On Tuesday the justice, crime prevention and security (JCPS) cluster — which comprises 11 national departments, including state security, defence, police, and justice — outlined several interventions to help quell recent violent incidents.
On protests targeting migrants, the cluster said crime intelligence and early warning systems have prevented several flare-ups.
But the government remains firm that the protests are not due to anti-immigrant sentiment.
“The evidence presented to the JCPS cluster has not shown that foreign nationals are being targeted because of their nationality.
So far, 12 people have died in nearly two weeks of protests, mainly focused in Gauteng. Two of the fatalities were foreign nationals, while ten were South African citizens.
More than 700 people have been arrested on charges ranging from public violence, arson, theft, gun offences, and murder.
“South Africa is not a xenophobic country. Whoever is found on the wrong side of the law with be dealt with,” said the defence minister.
The minister said intelligence services are working to detect violent incidents.
“A lot has been nipped in the bud. Intelligence-driven investigations are ongoing to identify suspects and ring leaders.”
However, none of the security cluster ministers at the briefing in Parliament would clearly identify who they believe stands to benefit from ongoing instability.
“We don’t know who’s behind the unrest. But suppose we had that information. Would that be open to the public? Or would we be using that to prevent what is happening…There are elements of criminals who are taking advantage of the concerns of ordinary South Africans,” she said
Ministers also reported back on President Cyril Ramaphosa’s assurances last week that his government will ensure perpetrators of gender-based crimes are convicted and punished.

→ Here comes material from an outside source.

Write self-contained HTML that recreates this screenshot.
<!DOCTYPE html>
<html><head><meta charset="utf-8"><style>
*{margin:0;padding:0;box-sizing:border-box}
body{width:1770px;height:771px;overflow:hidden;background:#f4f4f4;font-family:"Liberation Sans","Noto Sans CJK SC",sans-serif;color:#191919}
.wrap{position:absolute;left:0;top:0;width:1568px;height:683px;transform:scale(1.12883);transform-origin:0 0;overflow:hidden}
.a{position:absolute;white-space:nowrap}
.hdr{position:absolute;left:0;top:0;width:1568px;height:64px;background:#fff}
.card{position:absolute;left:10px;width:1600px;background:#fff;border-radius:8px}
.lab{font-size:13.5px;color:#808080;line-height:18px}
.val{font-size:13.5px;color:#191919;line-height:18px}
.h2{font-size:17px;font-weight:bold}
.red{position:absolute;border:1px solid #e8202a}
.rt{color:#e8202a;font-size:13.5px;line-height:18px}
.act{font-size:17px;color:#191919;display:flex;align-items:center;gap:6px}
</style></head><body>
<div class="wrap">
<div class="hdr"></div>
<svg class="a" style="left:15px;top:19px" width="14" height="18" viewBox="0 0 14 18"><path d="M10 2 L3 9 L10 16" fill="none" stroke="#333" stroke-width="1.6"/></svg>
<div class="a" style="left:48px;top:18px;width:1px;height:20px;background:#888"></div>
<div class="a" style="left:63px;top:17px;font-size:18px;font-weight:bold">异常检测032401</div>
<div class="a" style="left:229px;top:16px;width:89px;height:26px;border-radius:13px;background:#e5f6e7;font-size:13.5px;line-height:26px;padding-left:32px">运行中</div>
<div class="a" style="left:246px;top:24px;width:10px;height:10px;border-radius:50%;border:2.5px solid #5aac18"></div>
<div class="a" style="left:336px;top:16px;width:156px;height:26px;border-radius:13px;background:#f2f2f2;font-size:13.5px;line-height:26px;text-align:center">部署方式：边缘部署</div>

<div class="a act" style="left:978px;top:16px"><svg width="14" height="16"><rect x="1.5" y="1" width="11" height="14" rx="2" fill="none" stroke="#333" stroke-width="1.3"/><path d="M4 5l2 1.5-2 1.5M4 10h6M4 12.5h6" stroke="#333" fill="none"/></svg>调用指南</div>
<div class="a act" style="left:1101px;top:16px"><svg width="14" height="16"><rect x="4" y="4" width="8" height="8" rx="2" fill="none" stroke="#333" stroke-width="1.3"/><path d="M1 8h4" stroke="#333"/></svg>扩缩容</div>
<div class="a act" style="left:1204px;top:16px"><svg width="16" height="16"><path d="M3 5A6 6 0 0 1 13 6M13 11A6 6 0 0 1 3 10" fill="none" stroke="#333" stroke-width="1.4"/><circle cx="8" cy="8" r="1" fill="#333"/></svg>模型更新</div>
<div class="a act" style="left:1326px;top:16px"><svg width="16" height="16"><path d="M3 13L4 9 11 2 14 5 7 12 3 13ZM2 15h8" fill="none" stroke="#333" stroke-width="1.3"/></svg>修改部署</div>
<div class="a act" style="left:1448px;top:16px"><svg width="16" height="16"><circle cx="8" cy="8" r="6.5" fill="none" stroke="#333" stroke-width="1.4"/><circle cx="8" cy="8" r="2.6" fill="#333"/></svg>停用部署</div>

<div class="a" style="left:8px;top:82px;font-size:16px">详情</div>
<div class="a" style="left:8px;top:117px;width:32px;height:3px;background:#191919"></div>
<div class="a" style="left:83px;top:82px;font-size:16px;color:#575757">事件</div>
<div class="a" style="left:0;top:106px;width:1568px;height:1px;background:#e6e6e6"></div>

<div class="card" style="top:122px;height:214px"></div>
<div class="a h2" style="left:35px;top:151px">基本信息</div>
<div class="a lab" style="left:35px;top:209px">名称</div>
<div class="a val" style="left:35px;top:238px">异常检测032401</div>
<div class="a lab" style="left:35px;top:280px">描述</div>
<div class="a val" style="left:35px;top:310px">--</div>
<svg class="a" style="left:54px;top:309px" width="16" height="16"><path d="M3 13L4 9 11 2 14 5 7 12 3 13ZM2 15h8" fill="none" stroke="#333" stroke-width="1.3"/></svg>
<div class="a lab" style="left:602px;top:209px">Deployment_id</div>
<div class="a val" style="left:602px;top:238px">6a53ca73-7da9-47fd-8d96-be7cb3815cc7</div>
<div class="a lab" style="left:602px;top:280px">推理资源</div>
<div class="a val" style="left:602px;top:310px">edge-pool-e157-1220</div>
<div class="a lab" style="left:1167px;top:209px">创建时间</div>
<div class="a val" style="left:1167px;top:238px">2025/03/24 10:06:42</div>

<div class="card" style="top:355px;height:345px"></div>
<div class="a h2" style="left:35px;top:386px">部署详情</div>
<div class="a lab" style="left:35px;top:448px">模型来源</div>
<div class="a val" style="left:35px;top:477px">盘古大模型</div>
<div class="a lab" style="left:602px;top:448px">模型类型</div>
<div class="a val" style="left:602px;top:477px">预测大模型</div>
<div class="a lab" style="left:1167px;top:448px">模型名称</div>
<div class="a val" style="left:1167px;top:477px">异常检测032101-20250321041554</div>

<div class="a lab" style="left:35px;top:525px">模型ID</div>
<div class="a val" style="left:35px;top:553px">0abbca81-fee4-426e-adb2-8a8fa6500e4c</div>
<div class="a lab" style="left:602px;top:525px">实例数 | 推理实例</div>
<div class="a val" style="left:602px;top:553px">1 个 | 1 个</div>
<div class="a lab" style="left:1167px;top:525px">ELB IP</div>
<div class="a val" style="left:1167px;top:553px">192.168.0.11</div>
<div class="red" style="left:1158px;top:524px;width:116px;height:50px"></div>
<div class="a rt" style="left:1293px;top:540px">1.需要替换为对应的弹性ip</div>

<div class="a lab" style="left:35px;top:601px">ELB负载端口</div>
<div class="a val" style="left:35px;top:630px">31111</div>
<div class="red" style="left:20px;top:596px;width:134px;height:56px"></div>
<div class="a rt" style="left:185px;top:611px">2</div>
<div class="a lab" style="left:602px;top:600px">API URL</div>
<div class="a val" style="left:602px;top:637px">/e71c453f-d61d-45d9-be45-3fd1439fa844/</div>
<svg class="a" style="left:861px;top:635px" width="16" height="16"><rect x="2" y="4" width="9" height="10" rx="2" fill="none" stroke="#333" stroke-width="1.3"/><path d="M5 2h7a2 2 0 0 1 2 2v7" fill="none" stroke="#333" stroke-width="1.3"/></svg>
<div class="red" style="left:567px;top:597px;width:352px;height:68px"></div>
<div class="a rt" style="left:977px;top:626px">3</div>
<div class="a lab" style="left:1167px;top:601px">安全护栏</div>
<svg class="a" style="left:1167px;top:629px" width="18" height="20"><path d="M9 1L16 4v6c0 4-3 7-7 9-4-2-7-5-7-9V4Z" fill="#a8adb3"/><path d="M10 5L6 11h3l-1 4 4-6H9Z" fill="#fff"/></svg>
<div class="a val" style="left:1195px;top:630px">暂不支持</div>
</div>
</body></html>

The government said police and the National Prosecution Authority will set up a committee to look into all cold cases involving sexuall offences and gender-based violence.
“SAPS has committed to training more female police officers to deal with victims of crimes against women and children at station level. This will go a long way in ensuring victims are not subjected to secondary victimisation,” said Mapisa-Nqakula.
Ministers also are looking into implementing stringent bail conditions for people charged with a gender-based crime, and even the possibility of denying bail for anyone previously convicted of a sexual-related offence.
But Justice Minister Ronald Lamola said the first step must be determined if that would be in line with the constitutional provision of the presumption of innocence until proven guilty by a court of law.
“We have to look into what the constitution says about due process. But magistrates are able to take into consideration the concerns of the community… Our communities are unambiguous about what is currently happening, and they want stricter bail conditions. So it is something to be considered,” Lamola said.
As per President Ramaphosa’s instruction, unsolved sexual offence cases will also be reopened, while SAPS has committed to training more female officers at station level to deal with victims of crimes against women and children.
Police management also plans meetings with the heads of tertiary institutions in an effort to reassess campus security to keep female students safe.